A Landscape of Plenty

The province's warm Mediterranean climate produces an abundance that defines Andalusian cuisine. Olive groves carpet the rolling hills, their fruit pressed into oils that range from delicate to peppery. The town of Estepa specializes in mantecados, crumbly shortbread cookies that appear throughout Spain at Christmas but originate here. And everywhere, the culture of tapas prevails - small plates of jamón ibérico, salmorejo, and fried fish that transform eating into a social ritual of movement from bar to bar, each establishment offering its own specialties.
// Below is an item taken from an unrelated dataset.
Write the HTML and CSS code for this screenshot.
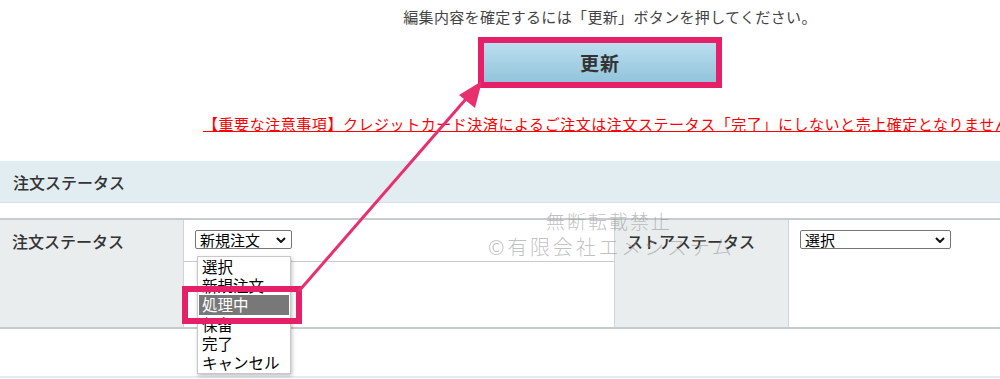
FILE: index.html
```html
<!DOCTYPE html>
<html lang="ja">
<head>
<meta charset="utf-8">
<link rel="stylesheet" href="styles.css">
</head>
<body>
<div class="page">
  <p class="notice">編集内容を確定するには「更新」ボタンを押してください。</p>
  <div class="btn-row">
    <div class="btn-frame"><button class="btn">更新</button></div>
  </div>
  <p class="warning"><a href="#">【重要な注意事項】クレジットカード決済によるご注文は注文ステータス「完了」にしないと売上確定となりません。</a></p>

  <div class="section-head">注文ステータス</div>

  <div class="status-table">
    <div class="cell label">注文ステータス</div>
    <div class="cell value">
      <div class="fake-select narrow"><span>新規注文</span><svg class="chev" viewBox="0 0 10 6" width="10" height="6"><path d="M1 1 L5 5 L9 1" fill="none" stroke="#111" stroke-width="2"/></svg></div>
      <div class="inner-box"></div>
    </div>
    <div class="cell label">ストアステータス</div>
    <div class="cell value">
      <div class="fake-select wide"><span>選択</span><svg class="chev" viewBox="0 0 10 6" width="10" height="6"><path d="M1 1 L5 5 L9 1" fill="none" stroke="#111" stroke-width="2"/></svg></div>
    </div>
  </div>

  <div class="bottom-line"></div>

  <!-- overlays -->
  <ul class="dropdown">
    <li>選択</li>
    <li>新規注文</li>
    <li class="active">処理中</li>
    <li>保留</li>
    <li>完了</li>
    <li>キャンセル</li>
  </ul>
  <div class="watermark">
    <div class="wm1">無断転載禁止</div>
    <div class="wm2">©有限会社エメシステム</div>
  </div>
  <div class="highlight"></div>
  <svg class="arrow" width="1000" height="379" viewBox="0 0 1000 379">
    <line x1="299" y1="291" x2="472" y2="92" stroke="#e8306f" stroke-width="3"/>
    <polygon points="482,81 459,95 475,108" fill="#e8306f"/>
  </svg>
</div>
</body>
</html>
```

FILE: styles.css
```css
* { box-sizing: border-box; }
html, body {
  margin: 0;
  padding: 0;
  background: #fff;
}
body {
  width: 1000px;
  height: 379px;
  overflow: hidden;
  font-family: "Noto Sans CJK JP", "Noto Sans", sans-serif;
  color: #333;
}
.page {
  position: relative;
  width: 1000px;
  height: 379px;
}
.notice {
  margin: 0;
  padding-top: 7px;
  padding-left: 220px;
  font-size: 15px;
  line-height: 20px;
  letter-spacing: 0.35px;
  color: #444;
  text-align: center;
}
.btn-row {
  display: flex;
  justify-content: flex-start;
  padding-left: 478px;
  margin-top: 10px;
}
.btn-frame {
  width: 244px;
  height: 51px;
  border: 6px solid #e61f69;
}
.btn {
  display: block;
  width: 100%;
  height: 100%;
  border: none;
  margin: 0;
  padding: 0;
  background: linear-gradient(#bbdef0, #92c4da);
  font-family: "Noto Sans CJK JP", sans-serif;
  font-size: 19px;
  font-weight: 700;
  color: #333;
  letter-spacing: 1px;
}
.warning {
  margin: 26px 0 0 0;
  padding-left: 203px;
  white-space: nowrap;
  overflow: hidden;
  font-size: 15px;
  line-height: 19px;
  letter-spacing: 0.55px;
}
.warning a {
  color: #ff0000;
  text-decoration: underline;
}
.section-head {
  margin-top: 28px;
  height: 42px;
  background: #e2edf2;
  border-bottom: 1px solid #d3e3ea;
  padding-left: 13px;
  font-size: 16px;
  font-weight: 500;
  line-height: 42px;
  color: #333;
}
.status-table {
  margin-top: 15px;
  display: grid;
  grid-template-columns: 184px 431px 174px 211px;
  height: 111px;
  border-top: 2px solid #c8cbcb;
  border-bottom: 2px solid #c8cbcb;
}
.cell {
  border-right: 1px solid #d0d4d4;
}
.cell:last-child { border-right: none; }
.label {
  background: #e9edee;
  padding: 10px 0 0 12px;
  font-size: 16px;
  font-weight: 500;
  line-height: 22px;
  color: #333;
}
.value {
  padding: 10px 0 0 11px;
}
.fake-select {
  display: flex;
  align-items: center;
  justify-content: space-between;
  height: 19px;
  border: 1px solid #767676;
  border-radius: 2px;
  padding: 0 5px 0 4px;
  font-size: 15px;
  line-height: 17px;
  color: #000;
  background: #fff;
}
.narrow { width: 97px; }
.wide { width: 151px; }
.inner-box {
  margin-top: 12px;
  border-top: 1px solid #c9cccc;
  margin-left: -11px;
}
.bottom-line {
  margin-top: 47px;
  height: 2px;
  background: #e1edf2;
}
.dropdown {
  position: absolute;
  left: 197px;
  top: 256px;
  width: 94px;
  height: 118px;
  margin: 0;
  padding: 0 1px 0 1px;
  list-style: none;
  background: #fff;
  border: 1px solid #c8c8c8;
  box-shadow: 1px 2px 4px rgba(0,0,0,0.25);
  font-size: 15.5px;
  color: #000;
}
.dropdown li {
  height: 19px;
  line-height: 18px;
  padding-left: 3px;
  white-space: nowrap;
}
.dropdown li.active {
  background: #787878;
  color: #fff;
  height: 20px;
}
.watermark {
  position: absolute;
  left: 488px;
  top: 208px;
  color: rgba(140,140,140,0.55);
  font-weight: 300;
  pointer-events: none;
}
.wm1 {
  padding-left: 58px;
  font-size: 19px;
  line-height: 26px;
  letter-spacing: 2px;
}
.wm2 {
  font-size: 20px;
  line-height: 26px;
  letter-spacing: 2.8px;
}
.highlight {
  position: absolute;
  left: 182px;
  top: 286px;
  width: 120px;
  height: 38px;
  border: 6px solid #e61f69;
}
.arrow {
  position: absolute;
  left: 0;
  top: 0;
  pointer-events: none;
}
```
The gazpacho that refreshes summer days, the slow-cooked oxtail that warms winter evenings: this is food shaped by seasons as extreme as the 40-degree summers and the surprisingly cold winters that occasionally dust the hilltop villages with snow.

From the Air

Located at 37.50N, 5.50W in southwestern Spain. Seville Airport (LEZL/SVQ) serves as the main gateway, located 10 km northeast of the city center. The province is relatively flat, dominated by the Guadalquivir River valley, with the Sierra Norte natural park providing higher terrain in the north. The high-speed AVE rail line connects Seville to Madrid in 2.5 hours. Major highways include the A-4 to Cordoba and Madrid, A-92 to Granada and Malaga, and A-49 to Huelva.